In emergency and critical care medicine, lung ischemia-reperfusion injury is a prevalent disorder, which has significant morbidity and mortality. However, there is still a lack of effective means to block the lung ischemia-reperfusion injury. Established the lung ischemia-reperfusion injury model of mice; lung injury and histological analysis scoring were helpful to assess pathological injury in lung tissue; using an enzymelinked immunosorbent assay kit, expressed interleukin-6 and interleukin-1 in bronchoalveolar lavage fluids was determined. Seahorse analysis was used to examine the oxygen consumption rate and production of adenosine triphosphate. The expression of mitochondrial function-related genes was detected by realtime polymerase chain reaction; commercially available assay kits used for find the malondialdehyde production and catalase activity; apoptotic cells were detected using terminal deoxynucleotidyl transferase dUTP nick end labeling and protein expression was discovered using Western blotting. Ginsenoside alleviated the pathological changes caused by lung ischemia-reperfusion injury and reduced the lung injury score; ginsenoside Rd therapy reduced inflammatory cell infiltration significantly decreased lung bronchoalveolar lavage fluids interleukin-1 and interleukin-6 levels; ginsenoside Rd also increased the respiratory rate and the adenosine triphosphate production and regulated mitochondrial-related gene expression.
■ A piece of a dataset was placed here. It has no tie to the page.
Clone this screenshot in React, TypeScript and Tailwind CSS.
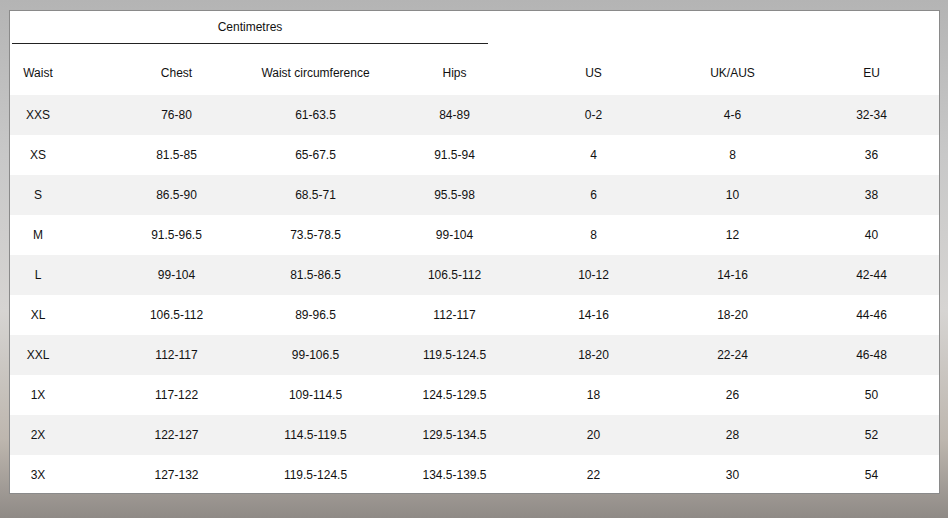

Moreover, ginsenoside Rd ameliorated the lung ischemia-reperfusion injury-associated decrease in superoxide dismutase 2 expression, increase in malondialdehyde content and reduction in catalase activity. Additionally, ginsenoside Rd decreased lung ischemia-reperfusion injury-induced apoptosis. Ginsenoside Rd regulates the mitochondrial activity and thus protects against lung ischemiareperfusion injury.